This was a design started about 20 years ago. It's a three-element yagi beam with a gamma match. The match (change from original) now is (DC) directly coupled to the driven element. This helps dissipate static. This original design uses brass welding rods for the elements. This light duty version is the easiest to build and fine for in-town sites.
These drawings show all the dimension you'll need to know to built one for either band. Either print out the image (click to enlarge). The original file is available upon request with a modest donation as well.
This is what it will look like (during construction)
Here's your shopping list for items to pick up at the local hardware store:
Start with marking and drilling the holes for the boom. It this case batches of four antennas were being made. Because of a standard copper stick is 10 feet, four 30" booms work out great.(30" x 4 = 120" = 10') Next, cut the brass rods to length and solder them in place. Remember to center the elements across the center of the boom. For the match; use a DC gamma; take some of the cut shorter lengths of brass rod and solder a 90° bend for the match that goes into the driven element. Use some of that (stripped) wire to wrap the joint (for better strength) and solder the whole glob. The right picture shows a close up of the bend.

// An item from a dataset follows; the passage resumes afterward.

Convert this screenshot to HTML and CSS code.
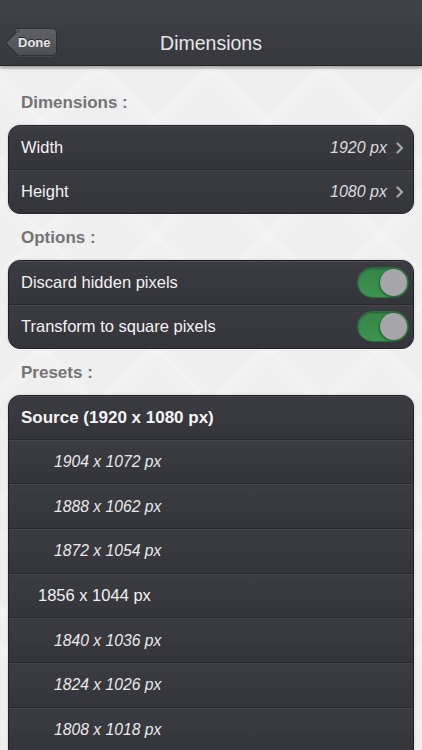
FILE: index.html
```html
<!DOCTYPE html>
<html>
<head>
<meta charset="utf-8">
<link rel="stylesheet" href="styles.css">
</head>
<body>
<div class="screen">
  <header class="nav">
    <button class="done">Done</button>
    <div class="title">Dimensions</div>
  </header>
  <main class="content">
    <div class="label">Dimensions :</div>
    <div class="card">
      <div class="row"><span class="name">Width</span><span class="value">1920 px</span><span class="chev"><svg width="8" height="12" viewBox="0 0 8 12"><path d="M1.5 1.5 L6 6 L1.5 10.5" fill="none" stroke="#a9a9ad" stroke-width="2.2" stroke-linecap="round" stroke-linejoin="round"/></svg></span></div>
      <div class="row"><span class="name">Height</span><span class="value">1080 px</span><span class="chev"><svg width="8" height="12" viewBox="0 0 8 12"><path d="M1.5 1.5 L6 6 L1.5 10.5" fill="none" stroke="#a9a9ad" stroke-width="2.2" stroke-linecap="round" stroke-linejoin="round"/></svg></span></div>
    </div>
    <div class="label">Options :</div>
    <div class="card">
      <div class="row"><span class="name">Discard hidden pixels</span><span class="toggle"><span class="knob"></span></span></div>
      <div class="row"><span class="name">Transform to square pixels</span><span class="toggle"><span class="knob"></span></span></div>
    </div>
    <div class="label">Presets :</div>
    <div class="card open">
      <div class="row preset source">Source (1920 x 1080 px)</div>
      <div class="row preset sub">1904 x 1072 px</div>
      <div class="row preset sub">1888 x 1062 px</div>
      <div class="row preset sub">1872 x 1054 px</div>
      <div class="row preset mid">1856 x 1044 px</div>
      <div class="row preset sub">1840 x 1036 px</div>
      <div class="row preset sub">1824 x 1026 px</div>
      <div class="row preset sub">1808 x 1018 px</div>
    </div>
  </main>
</div>
</body>
</html>
```

FILE: styles.css
```css
* { box-sizing: border-box; }
html, body { margin: 0; padding: 0; }
body {
  width: 422px;
  height: 750px;
  overflow: hidden;
  font-family: "Liberation Sans", Arial, sans-serif;
  background: #f1f1f1;
}
.screen {
  width: 422px;
  height: 750px;
  overflow: hidden;
  display: flex;
  flex-direction: column;
  background-color: #efefef;
  background-image:
    repeating-linear-gradient(45deg, rgba(255,255,255,0) 0 60px, rgba(255,255,255,0.22) 76px, rgba(255,255,255,0) 78px 80px),
    repeating-linear-gradient(-45deg, rgba(255,255,255,0) 0 60px, rgba(255,255,255,0.22) 76px, rgba(255,255,255,0) 78px 80px);
}
.nav {
  position: relative;
  height: 66px;
  flex: none;
  display: flex;
  align-items: flex-end;
  padding: 0 0 9px 16px;
  background: linear-gradient(#414149, #37373e);
  border-bottom: 1px solid #26262b;
  box-shadow: 0 2px 3px rgba(0,0,0,0.35);
  z-index: 2;
}
.done {
  position: relative;
  z-index: 1;
  isolation: isolate;
  height: 28px;
  width: 41px;
  padding: 0 0 0 2px;
  text-align: left;
  border: 1px solid #2e2e33;
  border-left: none;
  border-radius: 0 5px 5px 0;
  background: linear-gradient(#606068, #4f4f56);
  color: #e8e8ea;
  font-family: "Liberation Sans", Arial, sans-serif;
  font-weight: bold;
  font-size: 13px;
  text-shadow: 0 -1px 0 rgba(0,0,0,0.6);
  box-shadow: 0 1px 0 rgba(255,255,255,0.08);
}
.done::before {
  content: "";
  position: absolute;
  left: -7px;
  top: 3.5px;
  width: 19px;
  height: 19px;
  transform: rotate(45deg);
  border-radius: 2px;
  border-left: 1px solid #2e2e33;
  border-bottom: 1px solid #2e2e33;
  background: linear-gradient(-45deg, #4f4f56, #606068);
  z-index: -1;
}
.title {
  position: absolute;
  left: 0;
  right: 0;
  top: 33px;
  text-align: center;
  color: #e6e6e8;
  font-size: 19.5px;
  line-height: 20px;
  pointer-events: none;
}
.content {
  padding: 13px 8px 0 8px;
  display: flex;
  flex-direction: column;
}
.label {
  height: 46px;
  line-height: 48px;
  padding-left: 13px;
  color: #747476;
  font-weight: bold;
  font-size: 17px;
}
.card {
  border: 1px solid #232327;
  border-radius: 12px;
  overflow: hidden;
  background: #37373e;
  box-shadow: 0 1px 1px rgba(255,255,255,0.9), 0 0 2px rgba(0,0,0,0.25);
}
.card.open {
  border-bottom-left-radius: 0;
  border-bottom-right-radius: 0;
}
.row {
  height: 44.5px;
  display: flex;
  align-items: center;
  padding: 0 0 0 12px;
  background: linear-gradient(#3b3b42, #34343b);
  border-top: 1px solid #47474e;
  border-bottom: 1px solid #27272c;
  color: #f2f2f2;
  font-size: 16.5px;
}
.card > .row:first-child { border-top-color: #4a4a51; height: 43.5px; }
.card > .row:last-child { border-bottom: none; height: 43.5px; }
.name { flex: 1; }
.value {
  font-style: italic;
  color: #dcdcde;
  font-size: 16px;
}
.chev {
  display: flex;
  align-items: center;
  width: 26px;
  justify-content: center;
  padding-top: 1px;
}
.toggle {
  position: relative;
  width: 52px;
  height: 31px;
  margin-right: 4px;
  border-radius: 16px;
  background: linear-gradient(#358548, #3e9451);
  border: 1px solid #2d6e3c;
  box-shadow: inset 0 1px 2px rgba(0,0,0,0.3);
}
.knob {
  position: absolute;
  right: 1px;
  top: 1px;
  width: 27px;
  height: 27px;
  border-radius: 50%;
  background: #a6a6aa;
  box-shadow: -1px 1px 2px rgba(0,0,0,0.4);
}
.card.open > .row.preset { height: 44.67px; border-bottom: 1px solid #27272c; }
.card.open > .row.preset:first-child { height: 43.67px; }
.source {
  font-weight: bold;
  font-size: 17px;
  color: #f4f4f4;
}
.sub {
  padding-left: 45px;
  font-style: italic;
  font-size: 15.7px;
  color: #eaeaea;
}
.mid {
  padding-left: 29px;
  font-size: 16.5px;
  color: #f2f2f2;
}
```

Then drill a 1/4" hole just under or slightly to the side of the end of the match. Next prep the connector and coax by soldering one end to the chassis connector and leave the other end open. Then make a "hook" for this end so you can push the coax inside the boom and coax to out the end out through that hole you drilled.
Probably some tweezers or small needle nose might help pull the end out.
Then dress and solder the coax center to the matching end and the shield to the boom's surface. Even though the picture shows teflon coax, any RG-58/U will be fine. Use the non-foam to avoid melting the dialectic. This is a tricky task the first time around. If you need more details or get to using larger coax (RG-X, etc.) click here for a lot more pictures.
Then you can seal this area with epoxy and/or RTV. Use the non-corrosive RTV. Dow Corning make a good one, called "748" RTV. For information on this product click Here for the PDF file. (right click and "save as"). Also, just discovered is a more "electronics friendly" version is the " 738 " type. Either type probably will work fine.
If you have trouble finding a tube you might try these distributors including some around the Spokane area.
The return loss should be more than 20db. Front to back should be better than 20 db as well. The right picture shows several being built in a production way. Also, note in this picture bending the gamma ended up breaking the rod, so that was soldered (with the wire wrap) as well as the first joint to attach to the driven element.
Here's a typical installation on the tower
The light duty version has been built and tested on both bands and works fine. The materials will weather fine. Present yagis have lasted more that 20 years outside. If you feel compelled to paint, be sure it's not a metallic base (some oil paints) for obvious reason.